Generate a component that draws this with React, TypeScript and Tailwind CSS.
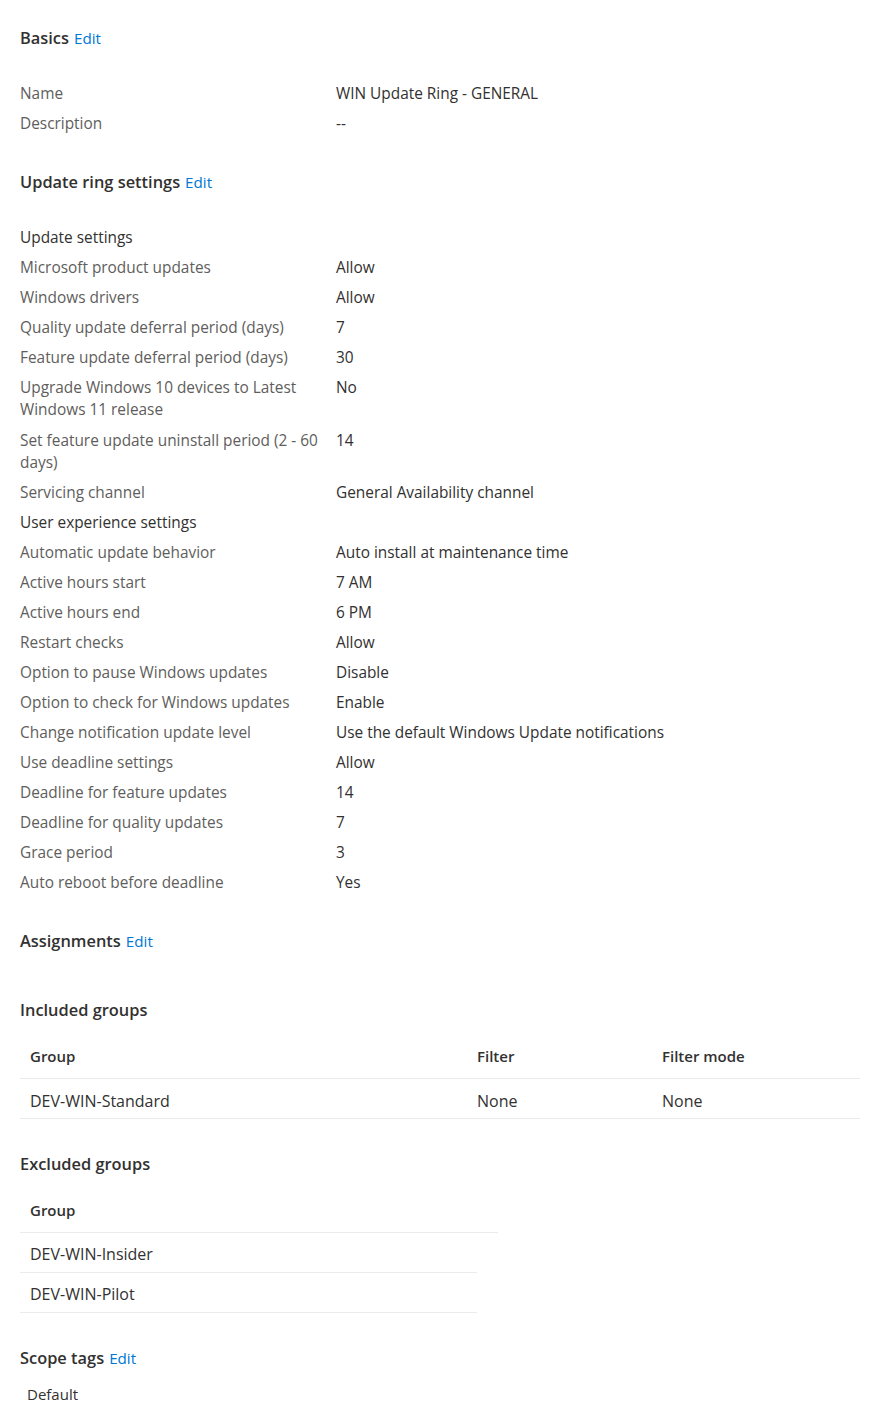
import React from "react";

type Row = { label: string; value?: string; group?: boolean; extra?: boolean };

const basics: Row[] = [
  { label: "Name", value: "WIN Update Ring - GENERAL" },
  { label: "Description", value: "--" },
];

const ringSettings: Row[] = [
  { label: "Update settings", group: true },
  { label: "Microsoft product updates", value: "Allow" },
  { label: "Windows drivers", value: "Allow" },
  { label: "Quality update deferral period (days)", value: "7" },
  { label: "Feature update deferral period (days)", value: "30" },
  { label: "Upgrade Windows 10 devices to Latest Windows 11 release", value: "No", extra: true },
  { label: "Set feature update uninstall period (2 - 60 days)", value: "14" },
  { label: "Servicing channel", value: "General Availability channel" },
  { label: "User experience settings", group: true },
  { label: "Automatic update behavior", value: "Auto install at maintenance time" },
  { label: "Active hours start", value: "7 AM" },
  { label: "Active hours end", value: "6 PM" },
  { label: "Restart checks", value: "Allow" },
  { label: "Option to pause Windows updates", value: "Disable" },
  { label: "Option to check for Windows updates", value: "Enable" },
  { label: "Change notification update level", value: "Use the default Windows Update notifications" },
  { label: "Use deadline settings", value: "Allow" },
  { label: "Deadline for feature updates", value: "14" },
  { label: "Deadline for quality updates", value: "7" },
  { label: "Grace period", value: "3" },
  { label: "Auto reboot before deadline", value: "Yes" },
];

const SectionHeading: React.FC<{ title: string; edit?: boolean }> = ({ title, edit }) => (
  <h2 className="text-[16.4px] leading-[22px] font-semibold text-[#323130]">
    {title}
    {edit && <a className="ml-[5px] font-normal text-[15.2px] text-[#0078d4] cursor-pointer">Edit</a>}
  </h2>
);

const PropertyList: React.FC<{ rows: Row[] }> = ({ rows }) => (
  <div className="flex flex-col">
    {rows.map((row, i) => (
      <div key={i} className={`flex pt-[4px] leading-[22px] text-[15.4px] ${row.extra ? "pb-[5px]" : "pb-[4px]"}`}>
        <div className={`w-[316px] pr-[16px] ${row.group ? "text-[#323130]" : "text-[#605e5c]"}`}>
          {row.label}
        </div>
        <div className="flex-1 text-[#323130]">{row.value}</div>
      </div>
    ))}
  </div>
);

export default function App() {
  return (
    <div
      className="bg-white min-h-screen px-[20px] pt-[27px] pb-[20px] text-[#323130]"
      style={{ fontFamily: '"Segoe UI", "Open Sans", "Noto Sans", sans-serif' }}
    >
      <SectionHeading title="Basics" edit />
      <div className="mt-[30px]">
        <PropertyList rows={basics} />
      </div>

      <div className="mt-[32px]">
        <SectionHeading title="Update ring settings" edit />
      </div>
      <div className="mt-[30px]">
        <PropertyList rows={ringSettings} />
      </div>

      <div className="mt-[32px]">
        <SectionHeading title="Assignments" edit />
      </div>

      <div className="mt-[47px]">
        <SectionHeading title="Included groups" />
      </div>
      <div className="mt-[14px] w-[840px]">
        <div className="grid grid-cols-[457px_185px_1fr] h-[44px] items-center text-[15px] font-semibold border-b border-[#edebe9]">
          <div className="pl-[10px]">Group</div>
          <div>Filter</div>
          <div>Filter mode</div>
        </div>
        <div className="grid grid-cols-[457px_185px_1fr] h-[40px] items-center pt-[4px] text-[16px] border-b border-[#edebe9]">
          <div className="pl-[10px]">DEV-WIN-Standard</div>
          <div>None</div>
          <div>None</div>
        </div>
      </div>

      <div className="mt-[34px]">
        <SectionHeading title="Excluded groups" />
      </div>
      <div className="mt-[14px]">
        <div className="w-[478px] h-[44px] flex items-center pl-[10px] text-[15px] font-semibold border-b border-[#edebe9]">
          Group
        </div>
        {["DEV-WIN-Insider", "DEV-WIN-Pilot"].map((g) => (
          <div
            key={g}
            className="w-[457px] h-[40px] flex items-center pt-[2px] pl-[10px] text-[16px] border-b border-[#edebe9]"
          >
            {g}
          </div>
        ))}
      </div>

      <div className="mt-[34px]">
        <SectionHeading title="Scope tags" edit />
      </div>
      <div className="mt-[14px] pl-[7px] text-[15px] leading-[22px]">Default</div>
    </div>
  );
}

■ Objective: Omitting all images, print the listing exactly.

■ Problem solution:
Generate a component that draws this with React, TypeScript and Tailwind CSS.
import React from "react";

type Row = { label: string; value?: string; group?: boolean; extra?: boolean };

const basics: Row[] = [
  { label: "Name", value: "WIN Update Ring - GENERAL" },
  { label: "Description", value: "--" },
];

const ringSettings: Row[] = [
  { label: "Update settings", group: true },
  { label: "Microsoft product updates", value: "Allow" },
  { label: "Windows drivers", value: "Allow" },
  { label: "Quality update deferral period (days)", value: "7" },
  { label: "Feature update deferral period (days)", value: "30" },
  { label: "Upgrade Windows 10 devices to Latest Windows 11 release", value: "No", extra: true },
  { label: "Set feature update uninstall period (2 - 60 days)", value: "14" },
  { label: "Servicing channel", value: "General Availability channel" },
  { label: "User experience settings", group: true },
  { label: "Automatic update behavior", value: "Auto install at maintenance time" },
  { label: "Active hours start", value: "7 AM" },
  { label: "Active hours end", value: "6 PM" },
  { label: "Restart checks", value: "Allow" },
  { label: "Option to pause Windows updates", value: "Disable" },
  { label: "Option to check for Windows updates", value: "Enable" },
  { label: "Change notification update level", value: "Use the default Windows Update notifications" },
  { label: "Use deadline settings", value: "Allow" },
  { label: "Deadline for feature updates", value: "14" },
  { label: "Deadline for quality updates", value: "7" },
  { label: "Grace period", value: "3" },
  { label: "Auto reboot before deadline", value: "Yes" },
];

const SectionHeading: React.FC<{ title: string; edit?: boolean }> = ({ title, edit }) => (
  <h2 className="text-[16.4px] leading-[22px] font-semibold text-[#323130]">
    {title}
    {edit && <a className="ml-[5px] font-normal text-[15.2px] text-[#0078d4] cursor-pointer">Edit</a>}
  </h2>
);

const PropertyList: React.FC<{ rows: Row[] }> = ({ rows }) => (
  <div className="flex flex-col">
    {rows.map((row, i) => (
      <div key={i} className={`flex pt-[4px] leading-[22px] text-[15.4px] ${row.extra ? "pb-[5px]" : "pb-[4px]"}`}>
        <div className={`w-[316px] pr-[16px] ${row.group ? "text-[#323130]" : "text-[#605e5c]"}`}>
          {row.label}
        </div>
        <div className="flex-1 text-[#323130]">{row.value}</div>
      </div>
    ))}
  </div>
);

export default function App() {
  return (
    <div
      className="bg-white min-h-screen px-[20px] pt-[27px] pb-[20px] text-[#323130]"
      style={{ fontFamily: '"Segoe UI", "Open Sans", "Noto Sans", sans-serif' }}
    >
      <SectionHeading title="Basics" edit />
      <div className="mt-[30px]">
        <PropertyList rows={basics} />
      </div>

      <div className="mt-[32px]">
        <SectionHeading title="Update ring settings" edit />
      </div>
      <div className="mt-[30px]">
        <PropertyList rows={ringSettings} />
      </div>

      <div className="mt-[32px]">
        <SectionHeading title="Assignments" edit />
      </div>

      <div className="mt-[47px]">
        <SectionHeading title="Included groups" />
      </div>
      <div className="mt-[14px] w-[840px]">
        <div className="grid grid-cols-[457px_185px_1fr] h-[44px] items-center text-[15px] font-semibold border-b border-[#edebe9]">
          <div className="pl-[10px]">Group</div>
          <div>Filter</div>
          <div>Filter mode</div>
        </div>
        <div className="grid grid-cols-[457px_185px_1fr] h-[40px] items-center pt-[4px] text-[16px] border-b border-[#edebe9]">
          <div className="pl-[10px]">DEV-WIN-Standard</div>
          <div>None</div>
          <div>None</div>
        </div>
      </div>

      <div className="mt-[34px]">
        <SectionHeading title="Excluded groups" />
      </div>
      <div className="mt-[14px]">
        <div className="w-[478px] h-[44px] flex items-center pl-[10px] text-[15px] font-semibold border-b border-[#edebe9]">
          Group
        </div>
        {["DEV-WIN-Insider", "DEV-WIN-Pilot"].map((g) => (
          <div
            key={g}
            className="w-[457px] h-[40px] flex items-center pt-[2px] pl-[10px] text-[16px] border-b border-[#edebe9]"
          >
            {g}
          </div>
        ))}
      </div>

      <div className="mt-[34px]">
        <SectionHeading title="Scope tags" edit />
      </div>
      <div className="mt-[14px] pl-[7px] text-[15px] leading-[22px]">Default</div>
    </div>
  );
}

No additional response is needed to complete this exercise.